* What is expected: Copy out each line exactly; pictures stay out of the copy.

-- begin --

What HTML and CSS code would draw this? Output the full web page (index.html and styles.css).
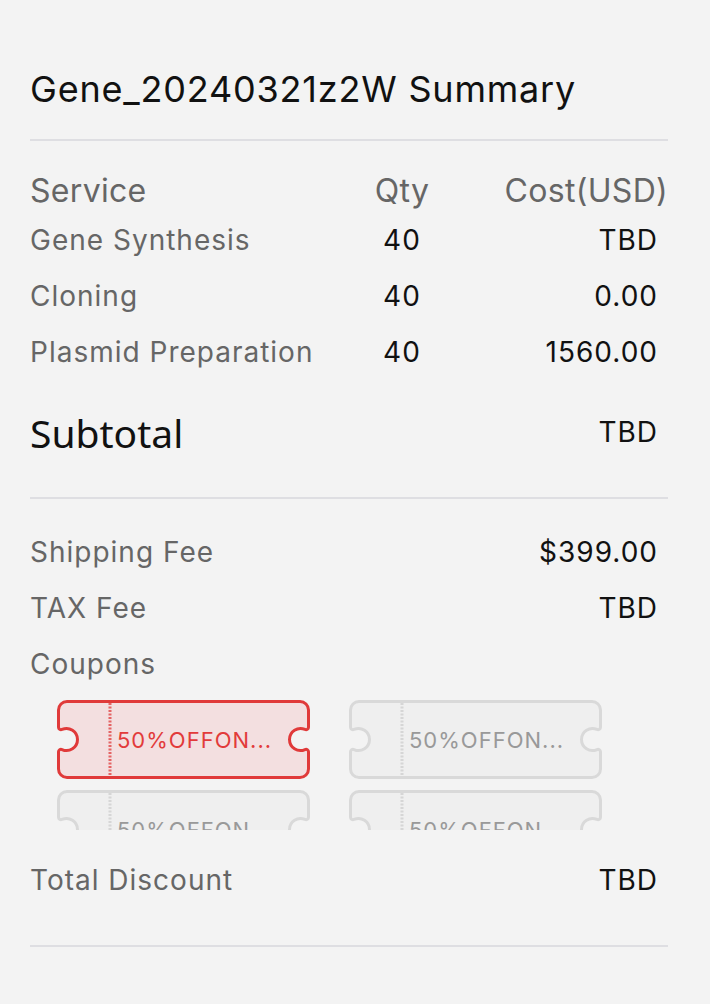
FILE: index.html
```html
<!DOCTYPE html>
<html>
<head>
<meta charset="utf-8">
<link rel="stylesheet" href="styles.css">
</head>
<body>
<div class="summary">
  <h1 class="title">Gene_20240321z2W Summary</h1>
  <div class="divider"></div>
  <div class="table">
    <div class="thead">
      <span class="c-service">Service</span>
      <span class="c-qty">Qty</span>
      <span class="c-cost">Cost(USD)</span>
    </div>
    <div class="trow">
      <span class="c-service">Gene Synthesis</span>
      <span class="c-qty">40</span>
      <span class="c-cost">TBD</span>
    </div>
    <div class="trow">
      <span class="c-service">Cloning</span>
      <span class="c-qty">40</span>
      <span class="c-cost">0.00</span>
    </div>
    <div class="trow">
      <span class="c-service">Plasmid Preparation</span>
      <span class="c-qty">40</span>
      <span class="c-cost">1560.00</span>
    </div>
  </div>
  <div class="subtotal">
    <span class="sub-label">Subtotal</span>
    <span class="sub-value">TBD</span>
  </div>
  <div class="divider d2"></div>
  <div class="line"><span class="lbl">Shipping Fee</span><span class="val">$399.00</span></div>
  <div class="line"><span class="lbl">TAX Fee</span><span class="val">TBD</span></div>
  <div class="line"><span class="lbl">Coupons</span></div>
  <div class="coupons">
    <div class="coupon active">
      <svg class="ticket" viewBox="0 0 253 79" width="253" height="79">
        <path d="M10 1.5 H243 A8.5 8.5 0 0 1 251.5 10 V27.17 A2.5 2.5 0 0 1 247.98 29.45 A11 11 0 1 0 247.98 49.55 A2.5 2.5 0 0 1 251.5 51.83 V69 A8.5 8.5 0 0 1 243 77.5 H10 A8.5 8.5 0 0 1 1.5 69 V51.83 A2.5 2.5 0 0 1 5.02 49.55 A11 11 0 1 0 5.02 29.45 A2.5 2.5 0 0 1 1.5 27.17 V10 A8.5 8.5 0 0 1 10 1.5 Z"/>
        <line x1="53" y1="3" x2="53" y2="76"/>
      </svg>
      <span class="ctext">50%OFFON...</span>
    </div>
    <div class="coupon">
      <svg class="ticket" viewBox="0 0 253 79" width="253" height="79">
        <path d="M10 1.5 H243 A8.5 8.5 0 0 1 251.5 10 V27.17 A2.5 2.5 0 0 1 247.98 29.45 A11 11 0 1 0 247.98 49.55 A2.5 2.5 0 0 1 251.5 51.83 V69 A8.5 8.5 0 0 1 243 77.5 H10 A8.5 8.5 0 0 1 1.5 69 V51.83 A2.5 2.5 0 0 1 5.02 49.55 A11 11 0 1 0 5.02 29.45 A2.5 2.5 0 0 1 1.5 27.17 V10 A8.5 8.5 0 0 1 10 1.5 Z"/>
        <line x1="53" y1="3" x2="53" y2="76"/>
      </svg>
      <span class="ctext">50%OFFON...</span>
    </div>
    <div class="coupon">
      <svg class="ticket" viewBox="0 0 253 79" width="253" height="79">
        <path d="M10 1.5 H243 A8.5 8.5 0 0 1 251.5 10 V27.17 A2.5 2.5 0 0 1 247.98 29.45 A11 11 0 1 0 247.98 49.55 A2.5 2.5 0 0 1 251.5 51.83 V69 A8.5 8.5 0 0 1 243 77.5 H10 A8.5 8.5 0 0 1 1.5 69 V51.83 A2.5 2.5 0 0 1 5.02 49.55 A11 11 0 1 0 5.02 29.45 A2.5 2.5 0 0 1 1.5 27.17 V10 A8.5 8.5 0 0 1 10 1.5 Z"/>
        <line x1="53" y1="3" x2="53" y2="76"/>
      </svg>
      <span class="ctext">50%OFFON...</span>
    </div>
    <div class="coupon">
      <svg class="ticket" viewBox="0 0 253 79" width="253" height="79">
        <path d="M10 1.5 H243 A8.5 8.5 0 0 1 251.5 10 V27.17 A2.5 2.5 0 0 1 247.98 29.45 A11 11 0 1 0 247.98 49.55 A2.5 2.5 0 0 1 251.5 51.83 V69 A8.5 8.5 0 0 1 243 77.5 H10 A8.5 8.5 0 0 1 1.5 69 V51.83 A2.5 2.5 0 0 1 5.02 49.55 A11 11 0 1 0 5.02 29.45 A2.5 2.5 0 0 1 1.5 27.17 V10 A8.5 8.5 0 0 1 10 1.5 Z"/>
        <line x1="53" y1="3" x2="53" y2="76"/>
      </svg>
      <span class="ctext">50%OFFON...</span>
    </div>
  </div>
  <div class="line total"><span class="lbl">Total Discount</span><span class="val">TBD</span></div>
  <div class="divider d3"></div>
</div>
</body>
</html>
```

FILE: styles.css
```css
html, body {
  margin: 0;
  padding: 0;
  background: #f3f3f3;
}
body {
  font-family: Inter, "Open Sans", sans-serif;
  color: #111;
}
.summary {
  padding: 67px 42px 0 30px;
}
.title {
  margin: 0;
  font-size: 36px;
  font-weight: 400;
  line-height: 44px;
  height: 44px;
  color: #111;
  letter-spacing: 0.8px;
}
.divider {
  height: 2px;
  background: #dedee2;
  margin-top: 28px;
}
.d2 { margin-top: 37px; }
.d3 { margin-top: 37px; }
.table {
  margin-top: 27px;
}
.thead, .trow {
  display: grid;
  grid-template-columns: 1fr 104px 214px;
  align-items: center;
}
.thead {
  height: 44px;
  font-size: 32px;
  color: #666;
  letter-spacing: 0.3px;
}
.trow {
  height: 56px;
  font-size: 28px;
  letter-spacing: 1px;
}
.trow .c-service { color: #666; }
.c-qty { text-align: center; }
.c-cost { text-align: right; }
.trow .c-cost { padding-right: 10px; }
.subtotal {
  margin-top: 24px;
  height: 56px;
  display: flex;
  align-items: center;
  justify-content: space-between;
}
.sub-label {
  font-family: "Noto Sans", "Open Sans", sans-serif;
  font-size: 39px;
  color: #111;
}
.sub-value {
  font-size: 28px;
  padding-right: 10px;
  letter-spacing: 1px;
}
.d2 + .line { margin-top: 25px; }
.line {
  height: 56px;
  display: flex;
  align-items: center;
  justify-content: space-between;
  font-size: 28px;
  letter-spacing: 1px;
}
.lbl { color: #666; }
.val { color: #111; padding-right: 10px; }
.coupons {
  margin-top: 8px;
  height: 130px;
  overflow: hidden;
  display: grid;
  grid-template-columns: 253px 253px;
  column-gap: 39px;
  row-gap: 11px;
  padding-left: 27px;
}
.coupon {
  position: relative;
  width: 253px;
  height: 79px;
  display: flex;
  align-items: center;
}
.ticket {
  position: absolute;
  left: 0;
  top: 0;
}
.ticket path {
  fill: #efefef;
  stroke: #d9d9d9;
  stroke-width: 3;
}
.ticket line {
  stroke: #d6d6d6;
  stroke-width: 3;
  stroke-dasharray: 2 1.5;
}
.coupon.active .ticket path {
  fill: #f3dfe0;
  stroke: #e03a3a;
}
.coupon.active .ticket line {
  stroke: #e46464;
}
.ctext {
  position: relative;
  margin-left: 60px;
  font-size: 22px;
  color: #999;
  letter-spacing: 1px;
}
.coupon.active .ctext { color: #e23b3b; }
.total { margin-top: 22px; }
```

-- end --

* Written reply:
What HTML and CSS code would draw this? Output the full web page (index.html and styles.css).
FILE: index.html
```html
<!DOCTYPE html>
<html>
<head>
<meta charset="utf-8">
<link rel="stylesheet" href="styles.css">
</head>
<body>
<div class="summary">
  <h1 class="title">Gene_20240321z2W Summary</h1>
  <div class="divider"></div>
  <div class="table">
    <div class="thead">
      <span class="c-service">Service</span>
      <span class="c-qty">Qty</span>
      <span class="c-cost">Cost(USD)</span>
    </div>
    <div class="trow">
      <span class="c-service">Gene Synthesis</span>
      <span class="c-qty">40</span>
      <span class="c-cost">TBD</span>
    </div>
    <div class="trow">
      <span class="c-service">Cloning</span>
      <span class="c-qty">40</span>
      <span class="c-cost">0.00</span>
    </div>
    <div class="trow">
      <span class="c-service">Plasmid Preparation</span>
      <span class="c-qty">40</span>
      <span class="c-cost">1560.00</span>
    </div>
  </div>
  <div class="subtotal">
    <span class="sub-label">Subtotal</span>
    <span class="sub-value">TBD</span>
  </div>
  <div class="divider d2"></div>
  <div class="line"><span class="lbl">Shipping Fee</span><span class="val">$399.00</span></div>
  <div class="line"><span class="lbl">TAX Fee</span><span class="val">TBD</span></div>
  <div class="line"><span class="lbl">Coupons</span></div>
  <div class="coupons">
    <div class="coupon active">
      <svg class="ticket" viewBox="0 0 253 79" width="253" height="79">
        <path d="M10 1.5 H243 A8.5 8.5 0 0 1 251.5 10 V27.17 A2.5 2.5 0 0 1 247.98 29.45 A11 11 0 1 0 247.98 49.55 A2.5 2.5 0 0 1 251.5 51.83 V69 A8.5 8.5 0 0 1 243 77.5 H10 A8.5 8.5 0 0 1 1.5 69 V51.83 A2.5 2.5 0 0 1 5.02 49.55 A11 11 0 1 0 5.02 29.45 A2.5 2.5 0 0 1 1.5 27.17 V10 A8.5 8.5 0 0 1 10 1.5 Z"/>
        <line x1="53" y1="3" x2="53" y2="76"/>
      </svg>
      <span class="ctext">50%OFFON...</span>
    </div>
    <div class="coupon">
      <svg class="ticket" viewBox="0 0 253 79" width="253" height="79">
        <path d="M10 1.5 H243 A8.5 8.5 0 0 1 251.5 10 V27.17 A2.5 2.5 0 0 1 247.98 29.45 A11 11 0 1 0 247.98 49.55 A2.5 2.5 0 0 1 251.5 51.83 V69 A8.5 8.5 0 0 1 243 77.5 H10 A8.5 8.5 0 0 1 1.5 69 V51.83 A2.5 2.5 0 0 1 5.02 49.55 A11 11 0 1 0 5.02 29.45 A2.5 2.5 0 0 1 1.5 27.17 V10 A8.5 8.5 0 0 1 10 1.5 Z"/>
        <line x1="53" y1="3" x2="53" y2="76"/>
      </svg>
      <span class="ctext">50%OFFON...</span>
    </div>
    <div class="coupon">
      <svg class="ticket" viewBox="0 0 253 79" width="253" height="79">
        <path d="M10 1.5 H243 A8.5 8.5 0 0 1 251.5 10 V27.17 A2.5 2.5 0 0 1 247.98 29.45 A11 11 0 1 0 247.98 49.55 A2.5 2.5 0 0 1 251.5 51.83 V69 A8.5 8.5 0 0 1 243 77.5 H10 A8.5 8.5 0 0 1 1.5 69 V51.83 A2.5 2.5 0 0 1 5.02 49.55 A11 11 0 1 0 5.02 29.45 A2.5 2.5 0 0 1 1.5 27.17 V10 A8.5 8.5 0 0 1 10 1.5 Z"/>
        <line x1="53" y1="3" x2="53" y2="76"/>
      </svg>
      <span class="ctext">50%OFFON...</span>
    </div>
    <div class="coupon">
      <svg class="ticket" viewBox="0 0 253 79" width="253" height="79">
        <path d="M10 1.5 H243 A8.5 8.5 0 0 1 251.5 10 V27.17 A2.5 2.5 0 0 1 247.98 29.45 A11 11 0 1 0 247.98 49.55 A2.5 2.5 0 0 1 251.5 51.83 V69 A8.5 8.5 0 0 1 243 77.5 H10 A8.5 8.5 0 0 1 1.5 69 V51.83 A2.5 2.5 0 0 1 5.02 49.55 A11 11 0 1 0 5.02 29.45 A2.5 2.5 0 0 1 1.5 27.17 V10 A8.5 8.5 0 0 1 10 1.5 Z"/>
        <line x1="53" y1="3" x2="53" y2="76"/>
      </svg>
      <span class="ctext">50%OFFON...</span>
    </div>
  </div>
  <div class="line total"><span class="lbl">Total Discount</span><span class="val">TBD</span></div>
  <div class="divider d3"></div>
</div>
</body>
</html>
```

FILE: styles.css
```css
html, body {
  margin: 0;
  padding: 0;
  background: #f3f3f3;
}
body {
  font-family: Inter, "Open Sans", sans-serif;
  color: #111;
}
.summary {
  padding: 67px 42px 0 30px;
}
.title {
  margin: 0;
  font-size: 36px;
  font-weight: 400;
  line-height: 44px;
  height: 44px;
  color: #111;
  letter-spacing: 0.8px;
}
.divider {
  height: 2px;
  background: #dedee2;
  margin-top: 28px;
}
.d2 { margin-top: 37px; }
.d3 { margin-top: 37px; }
.table {
  margin-top: 27px;
}
.thead, .trow {
  display: grid;
  grid-template-columns: 1fr 104px 214px;
  align-items: center;
}
.thead {
  height: 44px;
  font-size: 32px;
  color: #666;
  letter-spacing: 0.3px;
}
.trow {
  height: 56px;
  font-size: 28px;
  letter-spacing: 1px;
}
.trow .c-service { color: #666; }
.c-qty { text-align: center; }
.c-cost { text-align: right; }
.trow .c-cost { padding-right: 10px; }
.subtotal {
  margin-top: 24px;
  height: 56px;
  display: flex;
  align-items: center;
  justify-content: space-between;
}
.sub-label {
  font-family: "Noto Sans", "Open Sans", sans-serif;
  font-size: 39px;
  color: #111;
}
.sub-value {
  font-size: 28px;
  padding-right: 10px;
  letter-spacing: 1px;
}
.d2 + .line { margin-top: 25px; }
.line {
  height: 56px;
  display: flex;
  align-items: center;
  justify-content: space-between;
  font-size: 28px;
  letter-spacing: 1px;
}
.lbl { color: #666; }
.val { color: #111; padding-right: 10px; }
.coupons {
  margin-top: 8px;
  height: 130px;
  overflow: hidden;
  display: grid;
  grid-template-columns: 253px 253px;
  column-gap: 39px;
  row-gap: 11px;
  padding-left: 27px;
}
.coupon {
  position: relative;
  width: 253px;
  height: 79px;
  display: flex;
  align-items: center;
}
.ticket {
  position: absolute;
  left: 0;
  top: 0;
}
.ticket path {
  fill: #efefef;
  stroke: #d9d9d9;
  stroke-width: 3;
}
.ticket line {
  stroke: #d6d6d6;
  stroke-width: 3;
  stroke-dasharray: 2 1.5;
}
.coupon.active .ticket path {
  fill: #f3dfe0;
  stroke: #e03a3a;
}
.coupon.active .ticket line {
  stroke: #e46464;
}
.ctext {
  position: relative;
  margin-left: 60px;
  font-size: 22px;
  color: #999;
  letter-spacing: 1px;
}
.coupon.active .ctext { color: #e23b3b; }
.total { margin-top: 22px; }
```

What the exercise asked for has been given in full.